### INSTRUCTIONS FOR THE TASK
Each line of the listing that contains the word "React" is to be copied.

### RECORDED DATA

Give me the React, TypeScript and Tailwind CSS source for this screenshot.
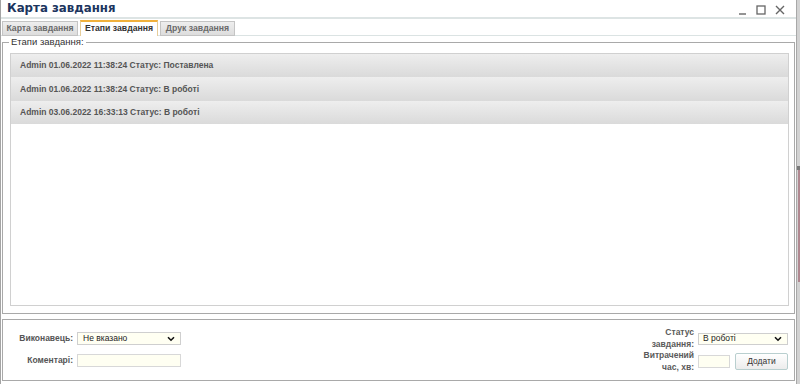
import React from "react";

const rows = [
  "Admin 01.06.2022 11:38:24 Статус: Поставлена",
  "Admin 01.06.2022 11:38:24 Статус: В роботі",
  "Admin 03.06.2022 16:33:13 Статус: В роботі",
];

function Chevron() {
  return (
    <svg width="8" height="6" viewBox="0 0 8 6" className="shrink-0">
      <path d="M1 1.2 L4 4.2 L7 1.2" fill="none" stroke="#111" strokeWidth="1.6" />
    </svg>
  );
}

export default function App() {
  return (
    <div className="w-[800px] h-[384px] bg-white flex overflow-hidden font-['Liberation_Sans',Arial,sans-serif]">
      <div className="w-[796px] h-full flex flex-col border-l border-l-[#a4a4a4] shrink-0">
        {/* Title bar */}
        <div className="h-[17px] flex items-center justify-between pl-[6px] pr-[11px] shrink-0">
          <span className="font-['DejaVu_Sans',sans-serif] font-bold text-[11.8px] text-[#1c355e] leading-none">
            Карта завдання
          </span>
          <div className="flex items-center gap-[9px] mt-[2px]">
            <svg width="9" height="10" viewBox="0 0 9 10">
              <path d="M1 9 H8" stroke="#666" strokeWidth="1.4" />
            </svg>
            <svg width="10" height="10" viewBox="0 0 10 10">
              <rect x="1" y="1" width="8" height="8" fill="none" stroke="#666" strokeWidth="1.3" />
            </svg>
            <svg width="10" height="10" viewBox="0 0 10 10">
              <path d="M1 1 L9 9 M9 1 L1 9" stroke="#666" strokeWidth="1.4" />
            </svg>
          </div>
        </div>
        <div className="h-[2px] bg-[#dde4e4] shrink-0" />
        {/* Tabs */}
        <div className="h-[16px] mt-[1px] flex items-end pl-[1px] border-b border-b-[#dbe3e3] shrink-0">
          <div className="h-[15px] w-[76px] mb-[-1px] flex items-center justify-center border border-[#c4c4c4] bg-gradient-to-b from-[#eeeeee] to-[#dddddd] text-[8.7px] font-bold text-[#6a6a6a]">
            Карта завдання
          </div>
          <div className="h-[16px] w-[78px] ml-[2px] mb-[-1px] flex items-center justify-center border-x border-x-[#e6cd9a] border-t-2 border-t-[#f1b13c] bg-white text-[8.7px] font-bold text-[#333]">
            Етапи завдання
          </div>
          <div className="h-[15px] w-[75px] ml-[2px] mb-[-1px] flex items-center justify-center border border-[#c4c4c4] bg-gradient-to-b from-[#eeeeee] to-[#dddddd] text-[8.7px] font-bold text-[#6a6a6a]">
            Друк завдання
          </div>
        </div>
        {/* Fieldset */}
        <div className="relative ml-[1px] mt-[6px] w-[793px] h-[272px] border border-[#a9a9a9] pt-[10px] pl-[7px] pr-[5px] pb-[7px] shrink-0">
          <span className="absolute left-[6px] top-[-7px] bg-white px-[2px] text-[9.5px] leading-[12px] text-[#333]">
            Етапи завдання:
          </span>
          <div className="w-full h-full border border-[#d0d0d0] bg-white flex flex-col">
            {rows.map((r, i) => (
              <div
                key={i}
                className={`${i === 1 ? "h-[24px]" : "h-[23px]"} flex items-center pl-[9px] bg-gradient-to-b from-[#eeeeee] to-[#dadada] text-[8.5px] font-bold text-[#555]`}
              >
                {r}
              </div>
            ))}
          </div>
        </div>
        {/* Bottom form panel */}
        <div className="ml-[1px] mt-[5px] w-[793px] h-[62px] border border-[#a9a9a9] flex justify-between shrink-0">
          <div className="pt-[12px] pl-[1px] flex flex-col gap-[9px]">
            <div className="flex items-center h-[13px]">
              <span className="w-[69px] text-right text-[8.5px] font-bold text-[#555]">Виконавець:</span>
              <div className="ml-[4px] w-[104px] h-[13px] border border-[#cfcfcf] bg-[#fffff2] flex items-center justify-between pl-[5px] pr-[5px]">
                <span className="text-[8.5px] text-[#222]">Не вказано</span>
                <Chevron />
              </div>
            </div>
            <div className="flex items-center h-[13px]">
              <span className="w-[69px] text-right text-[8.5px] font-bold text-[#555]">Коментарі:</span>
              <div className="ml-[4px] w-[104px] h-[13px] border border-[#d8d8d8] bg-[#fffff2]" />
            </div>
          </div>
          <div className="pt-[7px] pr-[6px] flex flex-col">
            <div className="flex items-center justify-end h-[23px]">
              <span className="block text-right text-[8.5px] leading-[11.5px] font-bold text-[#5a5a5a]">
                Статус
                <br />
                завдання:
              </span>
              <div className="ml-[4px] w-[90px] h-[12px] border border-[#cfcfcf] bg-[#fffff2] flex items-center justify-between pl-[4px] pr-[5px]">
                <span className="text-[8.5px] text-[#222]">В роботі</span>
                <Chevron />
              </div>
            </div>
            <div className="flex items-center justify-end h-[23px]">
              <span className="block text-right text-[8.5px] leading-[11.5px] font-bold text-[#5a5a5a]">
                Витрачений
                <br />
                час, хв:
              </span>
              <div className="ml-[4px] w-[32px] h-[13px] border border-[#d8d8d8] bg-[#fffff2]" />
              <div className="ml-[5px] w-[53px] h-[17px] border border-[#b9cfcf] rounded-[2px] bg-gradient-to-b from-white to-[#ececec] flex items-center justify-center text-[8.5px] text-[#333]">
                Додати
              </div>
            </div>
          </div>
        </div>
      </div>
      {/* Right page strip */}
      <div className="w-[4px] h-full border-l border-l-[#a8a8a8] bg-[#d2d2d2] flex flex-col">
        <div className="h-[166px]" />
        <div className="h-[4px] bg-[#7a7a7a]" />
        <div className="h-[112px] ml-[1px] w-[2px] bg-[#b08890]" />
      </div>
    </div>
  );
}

### SOLUTION FOR THIS PROBLEM
Give me the React, TypeScript and Tailwind CSS source for this screenshot.
import React from "react";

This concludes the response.